报告题目:Fault-tolerance techniques for High Performance Computing
报告人:Yves Robert 教授
主持人:王长波
报告时间:5月3日(周三)13:30—14:30
报告地点:中北校区数学馆201室
报告人介绍:
Yves Robert received the PhD degree from Institut National Polytechnique de Grenoble. He is currently a full professor in the Computer Science Laboratory LIP at ENS Lyon. He is the author of 7 books, 150 papers published in international journals, and 240 papers published in international conferences. He is the editor of 11 book proceedings and 13 journal special issues. He is the advisor of 30 PhD theses.

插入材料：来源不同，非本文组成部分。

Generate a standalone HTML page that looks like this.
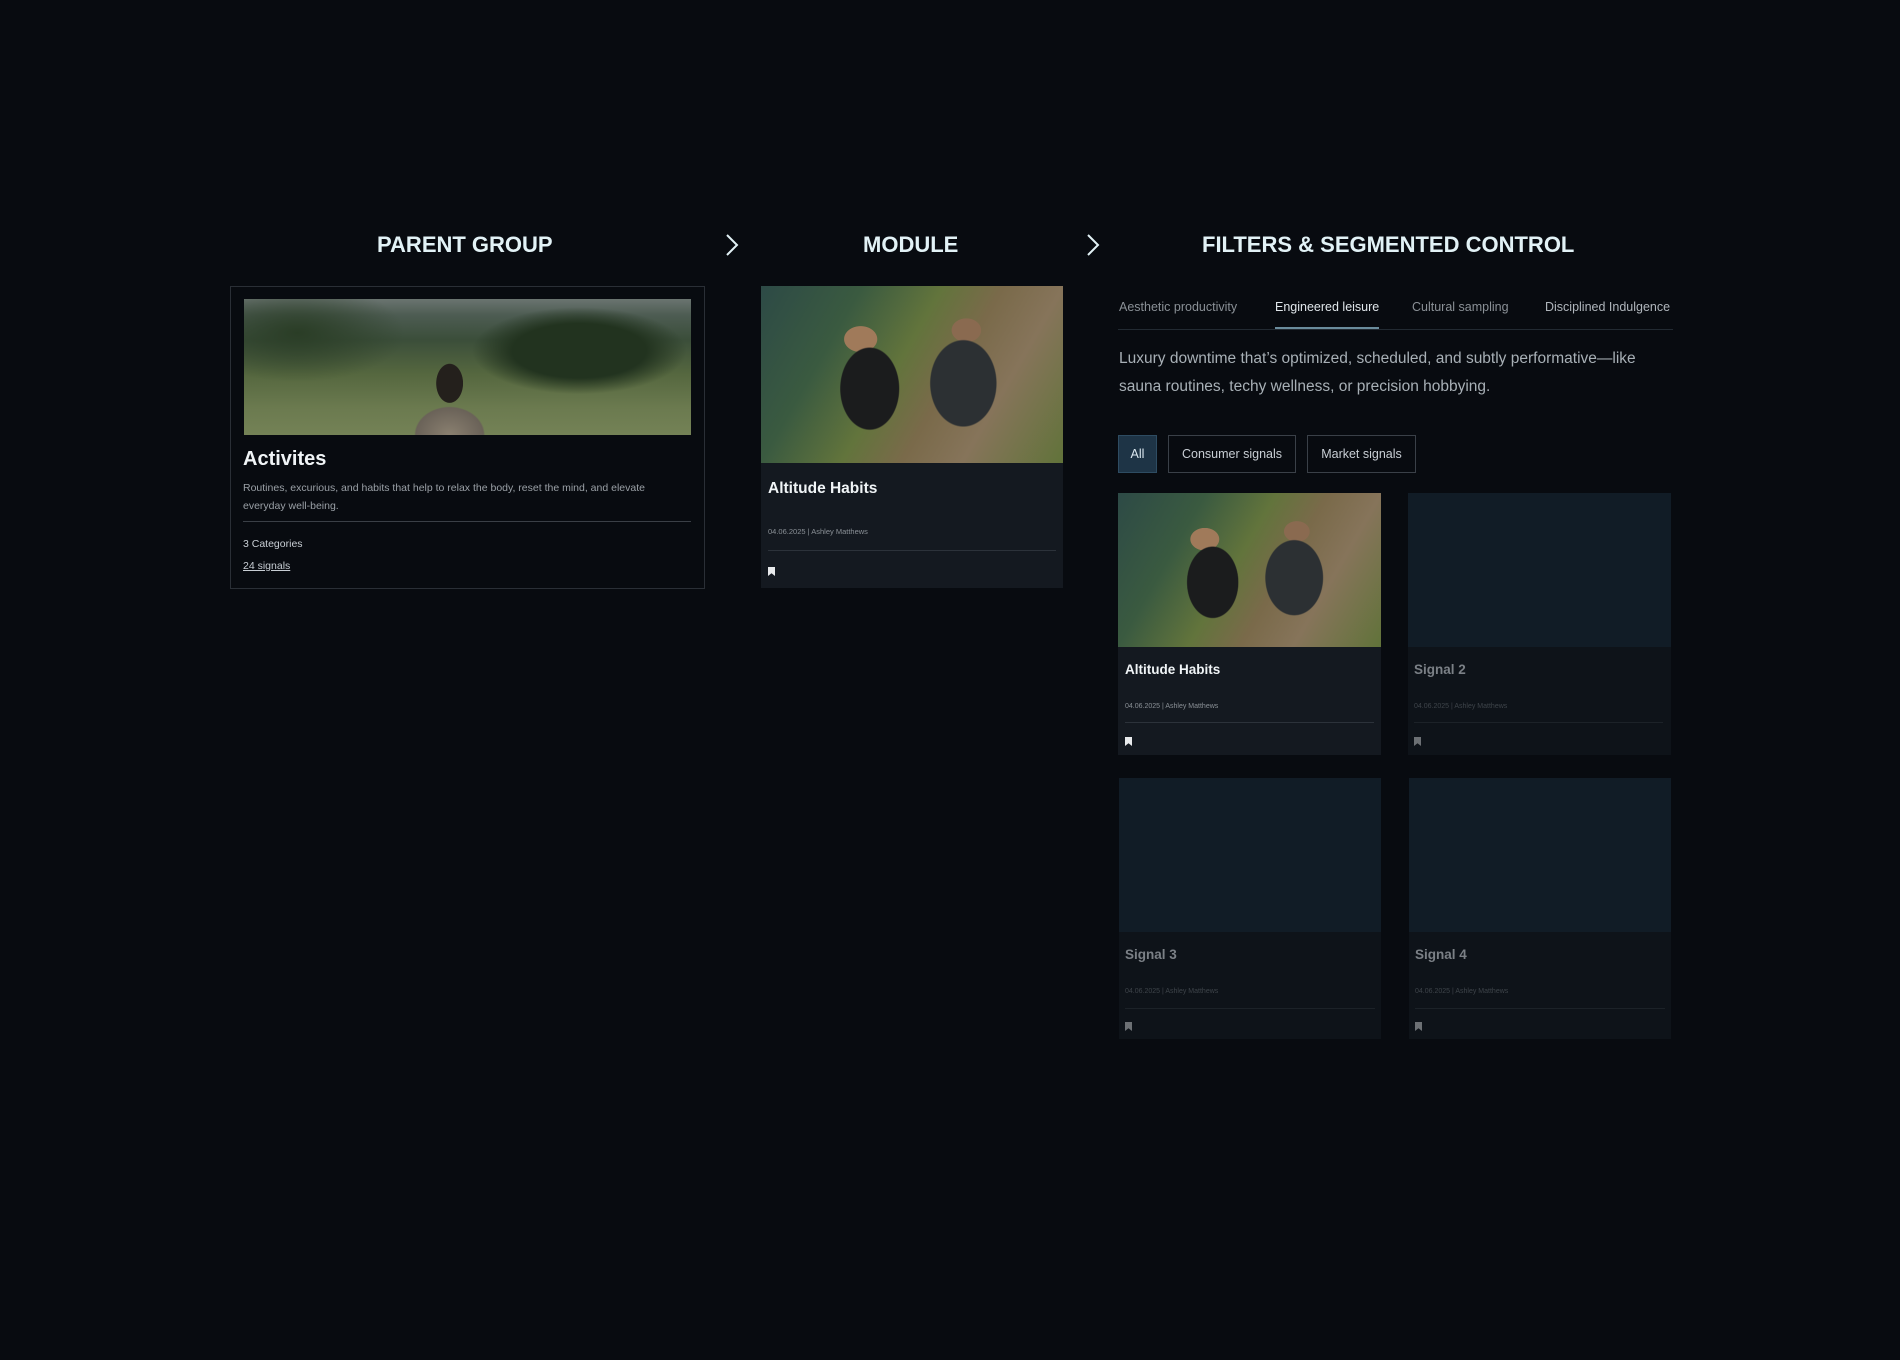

His main research interests are scheduling techniques and resilient algorithms for large-scale platforms. He is a Fellow of the IEEE. He has been elected a Senior Member of Institut Universitaire de France. He has been awarded the 2014 IEEE TCSC Award for Excellence in Scalable Computing, and the 2016 IEEE TCPP Outstanding Service Award. He holds a Visiting Scientist position at the University of Tennessee Knoxville since 2011.
报告摘要:
This talk will provide an overview of fault-tolerance techniques for High Performance Computing at very large scale. We first address fail-stop errors, a.k.a. unrecoverable failures, and discuss various checkpoint protocols. We then discuss silent errors, a.k.a. silent data corruptions, and present several detection/correction mechanisms.